Dataset excerpts

▼▼▼

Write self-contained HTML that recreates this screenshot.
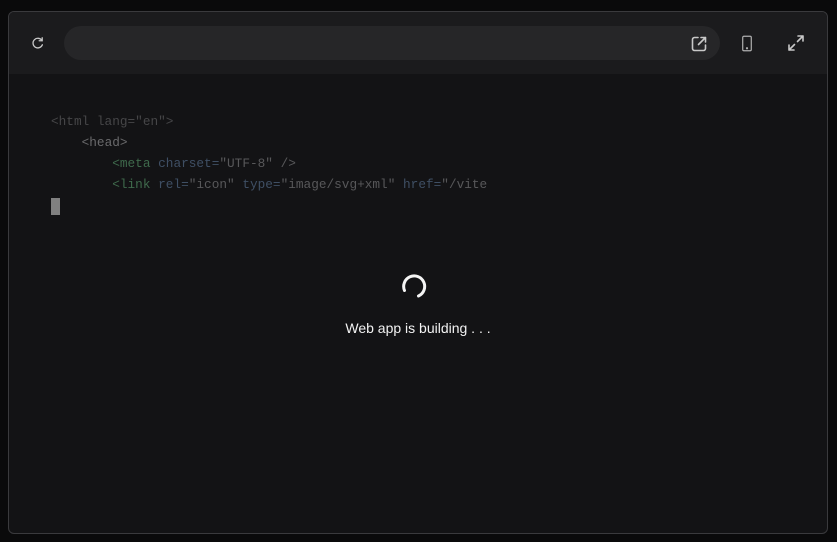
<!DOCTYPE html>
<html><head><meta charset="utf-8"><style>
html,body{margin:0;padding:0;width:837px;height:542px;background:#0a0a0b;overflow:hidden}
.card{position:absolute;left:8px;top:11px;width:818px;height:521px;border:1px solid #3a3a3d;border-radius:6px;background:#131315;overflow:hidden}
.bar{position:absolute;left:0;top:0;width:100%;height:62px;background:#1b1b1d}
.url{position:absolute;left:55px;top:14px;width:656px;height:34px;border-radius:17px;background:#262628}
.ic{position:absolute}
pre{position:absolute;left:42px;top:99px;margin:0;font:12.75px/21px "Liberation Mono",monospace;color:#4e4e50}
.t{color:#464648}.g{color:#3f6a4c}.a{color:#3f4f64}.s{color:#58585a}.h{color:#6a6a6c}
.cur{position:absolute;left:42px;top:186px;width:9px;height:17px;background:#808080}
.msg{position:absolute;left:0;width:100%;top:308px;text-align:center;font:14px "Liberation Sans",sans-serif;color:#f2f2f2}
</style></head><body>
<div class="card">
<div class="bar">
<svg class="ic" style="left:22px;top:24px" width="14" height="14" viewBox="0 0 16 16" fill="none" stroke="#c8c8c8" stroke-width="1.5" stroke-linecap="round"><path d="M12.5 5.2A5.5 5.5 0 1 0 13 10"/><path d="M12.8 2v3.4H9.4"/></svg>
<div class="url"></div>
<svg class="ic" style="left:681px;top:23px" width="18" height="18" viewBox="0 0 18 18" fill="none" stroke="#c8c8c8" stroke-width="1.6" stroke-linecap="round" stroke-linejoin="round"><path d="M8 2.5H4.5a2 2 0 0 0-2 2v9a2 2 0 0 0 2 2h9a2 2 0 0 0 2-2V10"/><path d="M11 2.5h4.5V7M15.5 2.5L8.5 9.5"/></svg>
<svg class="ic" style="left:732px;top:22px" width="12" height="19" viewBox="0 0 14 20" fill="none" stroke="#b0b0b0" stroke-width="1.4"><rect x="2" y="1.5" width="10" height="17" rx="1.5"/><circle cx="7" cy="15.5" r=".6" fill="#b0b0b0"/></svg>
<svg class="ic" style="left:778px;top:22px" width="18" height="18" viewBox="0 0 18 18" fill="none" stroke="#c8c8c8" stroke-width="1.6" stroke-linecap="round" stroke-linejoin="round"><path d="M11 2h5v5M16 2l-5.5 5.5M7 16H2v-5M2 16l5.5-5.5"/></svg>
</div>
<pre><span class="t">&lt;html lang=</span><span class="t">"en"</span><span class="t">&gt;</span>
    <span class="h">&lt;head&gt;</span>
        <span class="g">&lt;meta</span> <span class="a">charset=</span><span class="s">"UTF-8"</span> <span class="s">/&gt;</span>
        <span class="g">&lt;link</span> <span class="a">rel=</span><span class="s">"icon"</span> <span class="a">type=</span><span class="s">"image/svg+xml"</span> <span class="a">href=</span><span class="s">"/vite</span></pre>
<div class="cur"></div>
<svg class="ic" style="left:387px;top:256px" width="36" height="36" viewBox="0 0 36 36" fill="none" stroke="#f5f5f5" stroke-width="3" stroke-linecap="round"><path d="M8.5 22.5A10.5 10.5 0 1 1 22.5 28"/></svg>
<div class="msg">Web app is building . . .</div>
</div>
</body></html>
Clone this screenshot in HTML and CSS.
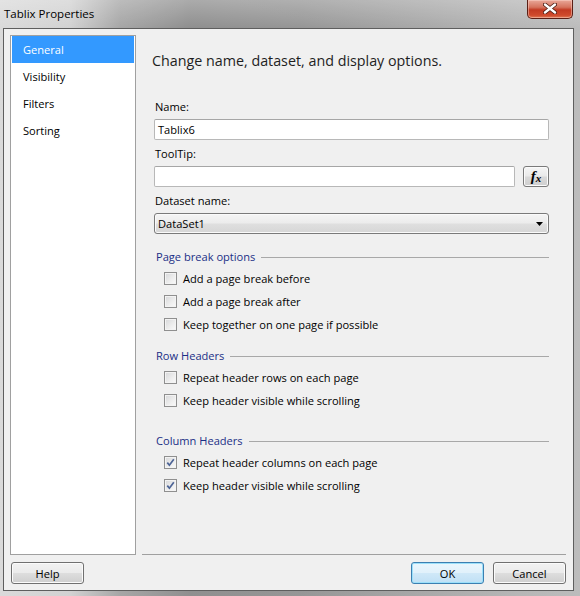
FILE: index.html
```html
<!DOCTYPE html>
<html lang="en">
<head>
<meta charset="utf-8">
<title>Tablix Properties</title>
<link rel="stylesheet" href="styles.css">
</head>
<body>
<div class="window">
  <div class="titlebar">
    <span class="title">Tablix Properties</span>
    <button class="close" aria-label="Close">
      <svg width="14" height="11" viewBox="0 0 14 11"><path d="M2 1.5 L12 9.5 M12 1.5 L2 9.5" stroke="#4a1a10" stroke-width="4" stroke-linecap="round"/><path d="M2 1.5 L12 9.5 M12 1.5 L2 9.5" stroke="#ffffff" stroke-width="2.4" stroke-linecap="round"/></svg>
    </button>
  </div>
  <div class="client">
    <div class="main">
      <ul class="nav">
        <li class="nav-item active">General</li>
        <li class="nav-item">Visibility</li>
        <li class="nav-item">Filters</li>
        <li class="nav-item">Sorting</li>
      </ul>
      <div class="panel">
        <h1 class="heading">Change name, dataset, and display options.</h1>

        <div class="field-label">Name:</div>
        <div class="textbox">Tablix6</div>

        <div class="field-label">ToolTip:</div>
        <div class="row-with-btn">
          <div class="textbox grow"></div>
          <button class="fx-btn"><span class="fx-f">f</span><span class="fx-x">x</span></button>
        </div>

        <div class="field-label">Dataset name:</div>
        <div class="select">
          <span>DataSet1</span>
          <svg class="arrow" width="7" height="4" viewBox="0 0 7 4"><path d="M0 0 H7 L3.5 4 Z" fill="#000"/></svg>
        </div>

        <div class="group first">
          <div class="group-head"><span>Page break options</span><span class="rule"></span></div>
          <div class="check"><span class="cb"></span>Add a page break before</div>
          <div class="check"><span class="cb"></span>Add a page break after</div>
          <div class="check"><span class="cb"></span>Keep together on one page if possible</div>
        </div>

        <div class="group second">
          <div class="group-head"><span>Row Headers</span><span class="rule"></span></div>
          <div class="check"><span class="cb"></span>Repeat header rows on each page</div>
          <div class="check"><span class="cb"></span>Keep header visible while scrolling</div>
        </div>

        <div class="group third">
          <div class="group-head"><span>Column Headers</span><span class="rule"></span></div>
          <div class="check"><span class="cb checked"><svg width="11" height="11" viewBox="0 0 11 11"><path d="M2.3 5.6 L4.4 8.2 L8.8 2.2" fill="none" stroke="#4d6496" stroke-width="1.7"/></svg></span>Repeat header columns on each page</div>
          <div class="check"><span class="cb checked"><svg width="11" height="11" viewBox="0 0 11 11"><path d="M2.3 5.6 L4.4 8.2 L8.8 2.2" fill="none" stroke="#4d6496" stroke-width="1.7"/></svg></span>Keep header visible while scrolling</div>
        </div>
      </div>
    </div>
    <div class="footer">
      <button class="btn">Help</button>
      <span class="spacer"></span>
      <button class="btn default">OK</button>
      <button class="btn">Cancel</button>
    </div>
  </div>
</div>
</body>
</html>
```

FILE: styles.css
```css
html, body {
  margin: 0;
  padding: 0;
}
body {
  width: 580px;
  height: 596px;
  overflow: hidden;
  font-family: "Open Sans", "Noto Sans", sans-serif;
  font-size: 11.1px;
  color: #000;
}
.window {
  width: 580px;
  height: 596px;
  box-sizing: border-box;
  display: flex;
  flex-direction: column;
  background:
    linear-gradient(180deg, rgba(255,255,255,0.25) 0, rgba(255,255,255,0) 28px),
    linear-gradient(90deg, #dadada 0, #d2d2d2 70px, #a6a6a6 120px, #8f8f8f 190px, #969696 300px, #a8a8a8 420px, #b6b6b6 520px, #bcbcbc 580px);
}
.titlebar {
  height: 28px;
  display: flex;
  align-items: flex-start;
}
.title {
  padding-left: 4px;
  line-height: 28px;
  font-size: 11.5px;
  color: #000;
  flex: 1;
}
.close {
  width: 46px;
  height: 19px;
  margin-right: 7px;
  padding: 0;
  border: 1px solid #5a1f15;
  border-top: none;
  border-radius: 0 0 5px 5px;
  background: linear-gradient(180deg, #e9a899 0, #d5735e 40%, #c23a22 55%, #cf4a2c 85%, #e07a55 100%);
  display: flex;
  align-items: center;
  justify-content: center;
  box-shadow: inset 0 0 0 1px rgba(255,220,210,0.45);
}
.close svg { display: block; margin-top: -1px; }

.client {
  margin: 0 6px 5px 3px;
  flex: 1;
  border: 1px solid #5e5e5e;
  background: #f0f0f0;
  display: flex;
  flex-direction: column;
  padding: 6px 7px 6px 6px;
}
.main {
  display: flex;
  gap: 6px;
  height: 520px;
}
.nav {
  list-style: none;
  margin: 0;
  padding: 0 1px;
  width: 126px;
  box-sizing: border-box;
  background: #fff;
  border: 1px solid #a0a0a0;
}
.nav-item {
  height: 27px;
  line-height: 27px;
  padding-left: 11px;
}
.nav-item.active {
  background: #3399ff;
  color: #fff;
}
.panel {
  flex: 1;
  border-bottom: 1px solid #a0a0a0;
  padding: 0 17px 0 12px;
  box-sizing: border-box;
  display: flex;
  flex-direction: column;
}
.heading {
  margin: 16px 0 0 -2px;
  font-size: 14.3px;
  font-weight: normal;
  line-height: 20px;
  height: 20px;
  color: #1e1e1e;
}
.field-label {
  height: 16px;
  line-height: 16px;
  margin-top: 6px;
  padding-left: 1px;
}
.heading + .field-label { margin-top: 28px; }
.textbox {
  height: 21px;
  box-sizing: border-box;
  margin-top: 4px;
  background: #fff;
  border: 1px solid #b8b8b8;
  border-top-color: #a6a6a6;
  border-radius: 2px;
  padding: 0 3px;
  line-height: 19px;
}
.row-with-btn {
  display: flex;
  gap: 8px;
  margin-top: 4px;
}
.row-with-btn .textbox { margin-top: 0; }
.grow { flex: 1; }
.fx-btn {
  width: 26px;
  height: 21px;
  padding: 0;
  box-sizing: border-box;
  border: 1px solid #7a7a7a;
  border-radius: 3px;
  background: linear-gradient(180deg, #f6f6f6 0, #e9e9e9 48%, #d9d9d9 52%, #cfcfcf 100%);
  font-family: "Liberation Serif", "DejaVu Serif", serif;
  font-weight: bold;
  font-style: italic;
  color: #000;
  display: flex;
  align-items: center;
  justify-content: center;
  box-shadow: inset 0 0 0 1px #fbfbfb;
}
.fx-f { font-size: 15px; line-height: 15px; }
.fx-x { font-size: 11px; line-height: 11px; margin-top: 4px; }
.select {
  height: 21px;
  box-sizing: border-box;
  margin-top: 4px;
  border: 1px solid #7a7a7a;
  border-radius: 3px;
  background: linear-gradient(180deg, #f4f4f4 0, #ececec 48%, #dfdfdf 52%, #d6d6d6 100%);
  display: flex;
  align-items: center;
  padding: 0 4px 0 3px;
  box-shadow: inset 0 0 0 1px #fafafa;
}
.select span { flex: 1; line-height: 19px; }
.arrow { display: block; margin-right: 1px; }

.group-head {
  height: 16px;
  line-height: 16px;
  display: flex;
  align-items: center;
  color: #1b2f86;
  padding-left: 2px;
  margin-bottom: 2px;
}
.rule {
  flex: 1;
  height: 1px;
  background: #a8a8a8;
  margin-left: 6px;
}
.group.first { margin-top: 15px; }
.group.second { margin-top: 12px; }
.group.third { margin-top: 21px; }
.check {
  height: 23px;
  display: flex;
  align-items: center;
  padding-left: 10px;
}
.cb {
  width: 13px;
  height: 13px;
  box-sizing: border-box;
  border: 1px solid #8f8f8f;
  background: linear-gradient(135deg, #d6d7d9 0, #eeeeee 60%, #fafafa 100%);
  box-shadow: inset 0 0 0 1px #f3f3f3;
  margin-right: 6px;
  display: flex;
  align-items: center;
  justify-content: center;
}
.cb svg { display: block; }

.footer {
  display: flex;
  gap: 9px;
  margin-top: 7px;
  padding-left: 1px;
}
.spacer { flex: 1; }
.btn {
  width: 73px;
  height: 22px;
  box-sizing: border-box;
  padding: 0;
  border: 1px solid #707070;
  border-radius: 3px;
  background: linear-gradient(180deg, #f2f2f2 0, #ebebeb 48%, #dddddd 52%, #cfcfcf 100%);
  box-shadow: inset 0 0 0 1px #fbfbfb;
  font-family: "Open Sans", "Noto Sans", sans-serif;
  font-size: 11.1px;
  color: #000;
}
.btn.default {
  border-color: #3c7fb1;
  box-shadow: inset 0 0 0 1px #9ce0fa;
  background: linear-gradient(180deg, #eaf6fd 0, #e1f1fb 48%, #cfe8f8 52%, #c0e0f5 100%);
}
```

▲▲▲
▼▼▼

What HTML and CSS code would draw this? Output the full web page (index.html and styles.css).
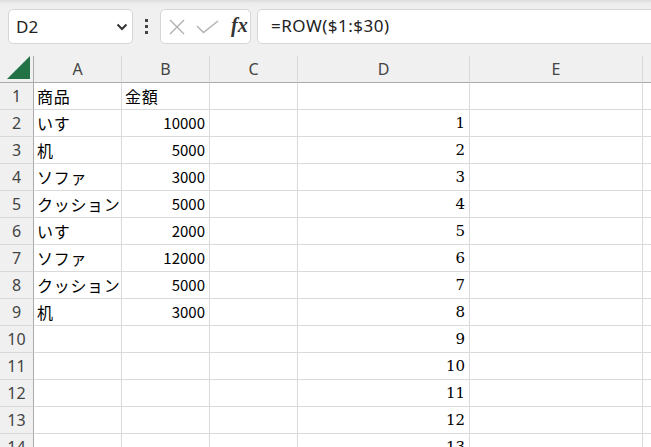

▲▲▲

What the task asks
Give only the number of lines in the material above that include the word "screenshot".

Reply to the exercise
2